We want to get the right 4,000 people to Lausanne III and the pre-condition to their coming is that they take the fruit of the congress and process it in their context, their church, their region, their specialisation. We would say that the fruit of Lausanne always grows on other people's trees. We are not a ministry that does church planting or theological education or grassroots evangelism. We bring people together who do that and then we talk about how we can do it better, learning from one another. It is a talk-shop, unashamedly and unapologetically so.

CT: Lausanne was founded by world renowned visionaries like Billy Graham and John Stott. It's now moving to put vision at the forefront. Has that thrown up any new challenges for Lausanne?

DB: I would say new challenges and new opportunities. There are those of us who wish that we had a Billy Graham or John Stott in our generation. We don't. But that doesn't mean that we all hibernate until someone suddenly appears. There are times when all of us need to be aligned behind a vision and either God blesses us with vision and we are visionaries, or we align ourselves with someone else's vision.

The tremendous gift we have received is the vision for world evangelisation and the model of partnership, the Lausanne Covenant. Those are wonderful gifts and wonderfully compelling. This is perhaps a time to identify and help to develop and encourage the next generation, which may include a Billy Graham or John Stott.

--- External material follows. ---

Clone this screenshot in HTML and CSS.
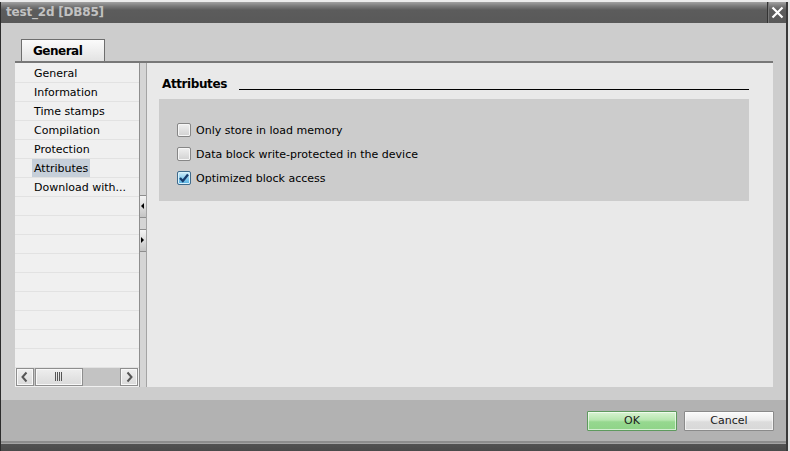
FILE: index.html
```html
<!DOCTYPE html>
<html lang="en">
<head>
<meta charset="utf-8">
<title>test_2d [DB85]</title>
<link rel="stylesheet" href="styles.css">
</head>
<body>
<div class="screen-strip"></div>
<div class="window">
  <div class="titlebar">
    <span class="title">test_2d [DB85]</span>
    <div class="close">
      <svg width="13" height="13" viewBox="0 0 13 13"><path d="M1.5 1.5 L11.5 11.5 M11.5 1.5 L1.5 11.5" stroke="#fff" stroke-width="2.2" fill="none"/></svg>
    </div>
  </div>
  <div class="body">
    <div class="tabs"><div class="tab">General</div></div>
    <div class="panel">
      <div class="nav">
        <ul class="nav-list">
          <li><span>General</span></li>
          <li><span>Information</span></li>
          <li><span>Time stamps</span></li>
          <li><span>Compilation</span></li>
          <li><span>Protection</span></li>
          <li><span class="selected">Attributes</span></li>
          <li><span>Download with...</span></li>
          <li></li><li></li><li></li><li></li><li></li><li></li><li></li><li></li><li></li>
        </ul>
        <div class="hscroll">
          <div class="sbtn">
            <svg width="16" height="16" viewBox="0 0 16 16"><path d="M9.5 3.5 L5.5 8 L9.5 12.5" stroke="#555" stroke-width="2" fill="none"/></svg>
          </div>
          <div class="thumb">
            <svg width="10" height="9" viewBox="0 0 10 9"><path d="M1.5 0 V9 M3.5 0 V9 M5.5 0 V9 M7.5 0 V9" stroke="#555" stroke-width="1" fill="none"/></svg>
          </div>
          <div class="track"></div>
          <div class="sbtn">
            <svg width="16" height="16" viewBox="0 0 16 16"><path d="M6.5 3.5 L10.5 8 L6.5 12.5" stroke="#555" stroke-width="2" fill="none"/></svg>
          </div>
        </div>
      </div>
      <div class="splitter">
        <div class="split-btn"><svg width="4" height="6" viewBox="0 0 4 6"><path d="M3 0 L0 3 L3 6 Z" fill="#000"/></svg></div>
        <div class="split-btn"><svg width="4" height="6" viewBox="0 0 4 6"><path d="M0 0 L3 3 L0 6 Z" fill="#000"/></svg></div>
      </div>
      <div class="content">
        <div class="heading">
          <span class="heading-text">Attributes</span>
          <div class="heading-line"></div>
        </div>
        <div class="attr-box">
          <div class="check-row">
            <span class="cb"></span>
            <span class="label">Only store in load memory</span>
          </div>
          <div class="check-row">
            <span class="cb"></span>
            <span class="label">Data block write-protected in the device</span>
          </div>
          <div class="check-row">
            <span class="cb checked">
              <svg width="12" height="12" viewBox="0 0 12 12"><path d="M2 6 L4.8 9 L10 2.5" stroke="#173a6c" stroke-width="2.3" fill="none"/></svg>
            </span>
            <span class="label">Optimized block access</span>
          </div>
        </div>
      </div>
    </div>
  </div>
  <div class="footer">
    <button class="btn ok">OK</button>
    <button class="btn cancel">Cancel</button>
  </div>
  <div class="bottom-edge"></div>
</div>
</body>
</html>
```

FILE: styles.css
```css
* {
  box-sizing: border-box;
  margin: 0;
  padding: 0;
}

html, body {
  width: 790px;
  height: 451px;
  overflow: hidden;
  background: #e4e4e4;
}

body {
  font-family: "DejaVu Sans", Tahoma, sans-serif;
  font-size: 11px;
  color: #000;
}

.screen-strip {
  height: 2px;
  background: #ececec;
}

.window {
  width: 788px;
  height: 449px;
  display: flex;
  flex-direction: column;
  border-left: 1px solid #2c2c2c;
  border-right: 2px solid #3a3a3a;
}

/* title bar */
.titlebar {
  height: 21px;
  display: flex;
  align-items: center;
  background: linear-gradient(#a2a2a2 0, #7a7a7a 4px, #5c5c5c 8px, #595959 100%);
}

.title {
  padding-left: 5px;
  font-weight: bold;
  font-size: 12px;
  letter-spacing: -0.2px;
  color: #c2c2c2;
}

.close {
  margin-left: auto;
  width: 19px;
  height: 100%;
  border-left: 1px solid #333;
  box-shadow: inset 1px 0 0 #777;
  display: flex;
  align-items: center;
  justify-content: center;
  padding-left: 1px;
}

/* body */
.body {
  flex: 1;
  background: #cdcdcd;
  padding: 16px 13px 13px 14px;
  display: flex;
  flex-direction: column;
}

.tabs {
  display: flex;
}

.tab {
  margin-left: 6px;
  width: 84px;
  height: 22px;
  border: 1px solid #6e6e6e;
  border-bottom: none;
  background: linear-gradient(#fbfbfb, #e3e3e3);
  font-weight: bold;
  font-size: 12px;
  letter-spacing: -0.5px;
  line-height: 22px;
  padding-left: 11px;
}

.panel {
  flex: 1;
  border-top: 2px solid #787878;
  display: flex;
  min-height: 0;
}

/* left navigation */
.nav {
  width: 124px;
  background: #f0f0f0;
  display: flex;
  flex-direction: column;
  padding-top: 1px;
}

.nav-list {
  list-style: none;
  flex: 1;
  overflow: hidden;
}

.nav-list li {
  height: 19px;
  border-bottom: 1px solid #e2e2e2;
  padding-left: 17px;
  white-space: nowrap;
}

.nav-list li span {
  display: inline-block;
  padding: 1px 2px 0;
  height: 18px;
  line-height: 18px;
}

.nav-list li span.selected {
  background: #c6cfd9;
}

.hscroll {
  height: 18px;
  margin: 0 1px 1px 1px;
  display: flex;
  background: #c3c3c3;
}

.sbtn, .thumb {
  border: 1px solid #8e8e8e;
  box-shadow: inset 0 0 0 1px #f8f8f8;
  background: linear-gradient(#eeeeee, #dadada);
  display: flex;
  align-items: center;
  justify-content: center;
}

.sbtn {
  width: 18px;
}

.thumb {
  width: 48px;
  margin-left: 1px;
}

.track {
  flex: 1;
}

/* splitter */
.splitter {
  width: 8px;
  background: #d5d5d5;
  border-left: 1px solid #8e8e8e;
  border-right: 1px solid #a4a4a4;
  padding-top: 132px;
  display: flex;
  flex-direction: column;
  gap: 11px;
}

.split-btn {
  height: 23px;
  border-top: 1px solid #8e8e8e;
  border-bottom: 1px solid #8e8e8e;
  background: linear-gradient(#f4f4f4, #c4c4c4);
  display: flex;
  align-items: center;
  padding-left: 1px;
}

/* content */
.content {
  flex: 1;
  background: #e9e9e9;
  padding-top: 11px;
}

.heading {
  display: flex;
  align-items: flex-start;
  height: 18px;
  padding-left: 15px;
  padding-right: 24px;
}

.heading-text {
  font-weight: bold;
  font-size: 12px;
  letter-spacing: -0.4px;
  line-height: 18px;
  padding-top: 1px;
}

.heading-line {
  flex: 1;
  height: 16px;
  margin-left: 12px;
  border-bottom: 1px solid #000;
}

.attr-box {
  margin: 7px 24px 0 12px;
  height: 102px;
  background: #cccccc;
  padding: 19px 0 11px 18px;
}

.check-row {
  height: 24px;
  display: flex;
  align-items: center;
}

.cb {
  width: 14px;
  height: 14px;
  border: 1px solid #868686;
  border-radius: 2px;
  box-shadow: inset 0 0 0 1px #f6f6f6;
  background: linear-gradient(#f0f0f0, #d2d2d2);
  display: flex;
  align-items: center;
  justify-content: center;
}

.cb.checked {
  border-color: #3f6b8c;
  box-shadow: inset 0 0 0 1px #d8f1fc;
  background: linear-gradient(#d4effb, #86cbee 55%, #55b0e0);
}

.label {
  margin-left: 5px;
  line-height: 14px;
  padding-top: 2px;
}

/* footer */
.footer {
  height: 42px;
  background: #b2b2b2;
  display: flex;
  justify-content: flex-end;
  gap: 7px;
  padding: 11px 12px 0 0;
}

.btn {
  width: 90px;
  height: 20px;
  font-family: "DejaVu Sans", Tahoma, sans-serif;
  font-size: 11px;
  color: #1a1a1a;
  border: 1px solid #8a8a8a;
  border-radius: 1px;
  box-shadow: inset 0 0 0 1px rgba(255, 255, 255, 0.6);
}

.btn.ok {
  border-color: #5e9a5e;
  background: linear-gradient(#d8f3d2, #b6e6ae 45%, #96d88f 55%, #8fd488);
}

.btn.cancel {
  background: linear-gradient(#fbfbfb, #ececec 45%, #dcdcdc 55%, #d8d8d8);
}

.bottom-edge {
  height: 10px;
  background: linear-gradient(#8c8c8c 0, #8c8c8c 2px, #a4a4a4 2px, #a4a4a4 3px, #525252 3px, #4a4a4a 100%);
}
```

And what I find so encouraging is to see so many younger people coming together around the vision and Covenant of Lausanne and saying 'together we can do better'. And that is really our desire, that we leave things better than we found them. We take things forward so that the next generation say 'thank God for the work they did; now hopefully we'll take it higher'. If we could make the church in the world just a little bit better then hopefully we will have fulfilled the purposes of God in our generation.